What the task requires →
Omit every picture and return the rest of the data unaltered.
##### Recorded information #####
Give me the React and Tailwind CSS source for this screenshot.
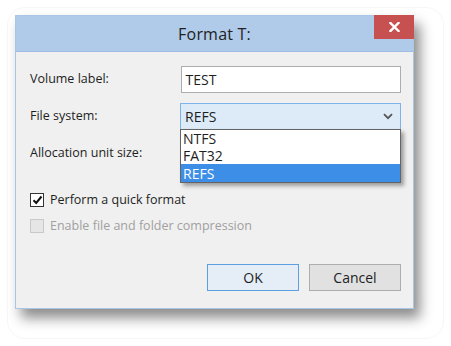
export default function App() {
  const font = { fontFamily: '"Open Sans", "Noto Sans", Arial, sans-serif' };
  return (
    <div className="w-[451px] h-[346px] bg-white p-[7px]" style={font}>
      <div className="w-[437px] h-[332px] rounded-[18px] border border-[#f7f7f7] pt-[7px] pl-[7px]">
        <div className="relative w-[399px] h-[294px] bg-[#f0f0f0] border border-[#a9c6e6] shadow-[6px_9px_12px_rgba(0,0,0,0.45)] flex flex-col">
          {/* title bar */}
          <div className="h-[36px] bg-[#afcbe9] border-b border-[#9dbcdf] flex items-center justify-center relative">
            <span className="text-[16px] text-[#222] tracking-[0.2px]">Format T:</span>
            <div className="absolute right-[-1px] top-[-1px] w-[40px] h-[24px] bg-[#c75050] flex items-center justify-center">
              <svg width="11" height="10" viewBox="0 0 11 10">
                <path d="M1.5 1 L9.5 9 M9.5 1 L1.5 9" stroke="white" strokeWidth="2.4" strokeLinecap="square" />
              </svg>
            </div>
          </div>
          {/* body */}
          <div className="flex-1 pl-[14px] pr-[12px] pt-[14px] text-[12.5px] text-[#1e1e1e] relative">
            <div className="flex items-center h-[27px]">
              <span className="w-[151px]">Volume label:</span>
              <div className="w-[221px] h-[27px] bg-white border border-[#adadad] flex items-center px-[4px] text-[14px]">TEST</div>
            </div>
            <div className="flex items-center h-[27px] mt-[10px]">
              <span className="w-[151px]">File system:</span>
              <div className="relative w-[221px] h-[27px]">
                <div className="w-[221px] h-[27px] bg-[#ddebf9] border border-[#7eb4ea] flex items-center justify-between pl-[4px] pr-[7px] text-[14px]">
                  <span>REFS</span>
                  <svg width="10" height="7" viewBox="0 0 10 7">
                    <path d="M1 1.2 L5 5.2 L9 1.2" fill="none" stroke="#555" strokeWidth="1.8" />
                  </svg>
                </div>
                <div className="absolute left-0 top-[26px] w-[221px] bg-white border border-[#646464] shadow-[3px_3px_4px_rgba(0,0,0,0.35)] text-[14px] leading-[17px] z-10">
                  <div className="px-[2px]">NTFS</div>
                  <div className="px-[2px]">FAT32</div>
                  <div className="px-[2px] bg-[#3d8ee6] text-white h-[18px] flex items-center">REFS</div>
                </div>
              </div>
            </div>
            <div className="flex items-center h-[20px] mt-[13px]">
              <span>Allocation unit size:</span>
            </div>
            <div className="flex items-center mt-[29px] h-[16px]">
              <div className="w-[14px] h-[14px] bg-white border border-[#333] flex items-center justify-center">
                <svg width="11" height="10" viewBox="0 0 11 10">
                  <path d="M1.5 5.2 L4.2 8 L9.5 1.5" fill="none" stroke="#111" strokeWidth="2" />
                </svg>
              </div>
              <span className="ml-[6px]">Perform a quick format</span>
            </div>
            <div className="flex items-center mt-[10px] h-[16px] text-[#a0a0a0]">
              <div className="w-[14px] h-[14px] bg-[#e6e6e6] border border-[#c9c9c9]" />
              <span className="ml-[6px]">Enable file and folder compression</span>
            </div>
            <div className="flex justify-end gap-[10px] mt-[30px]">
              <button className="w-[92px] h-[27px] bg-[#e5eef7] border border-[#5b9fe0] text-[14px] text-[#1e1e1e]">OK</button>
              <button className="w-[92px] h-[27px] bg-[#e1e1e1] border border-[#adadad] text-[14px] text-[#1e1e1e]">Cancel</button>
            </div>
          </div>
        </div>
      </div>
    </div>
  );
}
#####
Worked answer →
Give me the React and Tailwind CSS source for this screenshot.
export default function App() {
  const font = { fontFamily: '"Open Sans", "Noto Sans", Arial, sans-serif' };
  return (
    <div className="w-[451px] h-[346px] bg-white p-[7px]" style={font}>
      <div className="w-[437px] h-[332px] rounded-[18px] border border-[#f7f7f7] pt-[7px] pl-[7px]">
        <div className="relative w-[399px] h-[294px] bg-[#f0f0f0] border border-[#a9c6e6] shadow-[6px_9px_12px_rgba(0,0,0,0.45)] flex flex-col">
          {/* title bar */}
          <div className="h-[36px] bg-[#afcbe9] border-b border-[#9dbcdf] flex items-center justify-center relative">
            <span className="text-[16px] text-[#222] tracking-[0.2px]">Format T:</span>
            <div className="absolute right-[-1px] top-[-1px] w-[40px] h-[24px] bg-[#c75050] flex items-center justify-center">
              <svg width="11" height="10" viewBox="0 0 11 10">
                <path d="M1.5 1 L9.5 9 M9.5 1 L1.5 9" stroke="white" strokeWidth="2.4" strokeLinecap="square" />
              </svg>
            </div>
          </div>
          {/* body */}
          <div className="flex-1 pl-[14px] pr-[12px] pt-[14px] text-[12.5px] text-[#1e1e1e] relative">
            <div className="flex items-center h-[27px]">
              <span className="w-[151px]">Volume label:</span>
              <div className="w-[221px] h-[27px] bg-white border border-[#adadad] flex items-center px-[4px] text-[14px]">TEST</div>
            </div>
            <div className="flex items-center h-[27px] mt-[10px]">
              <span className="w-[151px]">File system:</span>
              <div className="relative w-[221px] h-[27px]">
                <div className="w-[221px] h-[27px] bg-[#ddebf9] border border-[#7eb4ea] flex items-center justify-between pl-[4px] pr-[7px] text-[14px]">
                  <span>REFS</span>
                  <svg width="10" height="7" viewBox="0 0 10 7">
                    <path d="M1 1.2 L5 5.2 L9 1.2" fill="none" stroke="#555" strokeWidth="1.8" />
                  </svg>
                </div>
                <div className="absolute left-0 top-[26px] w-[221px] bg-white border border-[#646464] shadow-[3px_3px_4px_rgba(0,0,0,0.35)] text-[14px] leading-[17px] z-10">
                  <div className="px-[2px]">NTFS</div>
                  <div className="px-[2px]">FAT32</div>
                  <div className="px-[2px] bg-[#3d8ee6] text-white h-[18px] flex items-center">REFS</div>
                </div>
              </div>
            </div>
            <div className="flex items-center h-[20px] mt-[13px]">
              <span>Allocation unit size:</span>
            </div>
            <div className="flex items-center mt-[29px] h-[16px]">
              <div className="w-[14px] h-[14px] bg-white border border-[#333] flex items-center justify-center">
                <svg width="11" height="10" viewBox="0 0 11 10">
                  <path d="M1.5 5.2 L4.2 8 L9.5 1.5" fill="none" stroke="#111" strokeWidth="2" />
                </svg>
              </div>
              <span className="ml-[6px]">Perform a quick format</span>
            </div>
            <div className="flex items-center mt-[10px] h-[16px] text-[#a0a0a0]">
              <div className="w-[14px] h-[14px] bg-[#e6e6e6] border border-[#c9c9c9]" />
              <span className="ml-[6px]">Enable file and folder compression</span>
            </div>
            <div className="flex justify-end gap-[10px] mt-[30px]">
              <button className="w-[92px] h-[27px] bg-[#e5eef7] border border-[#5b9fe0] text-[14px] text-[#1e1e1e]">OK</button>
              <button className="w-[92px] h-[27px] bg-[#e1e1e1] border border-[#adadad] text-[14px] text-[#1e1e1e]">Cancel</button>
            </div>
          </div>
        </div>
      </div>
    </div>
  );
}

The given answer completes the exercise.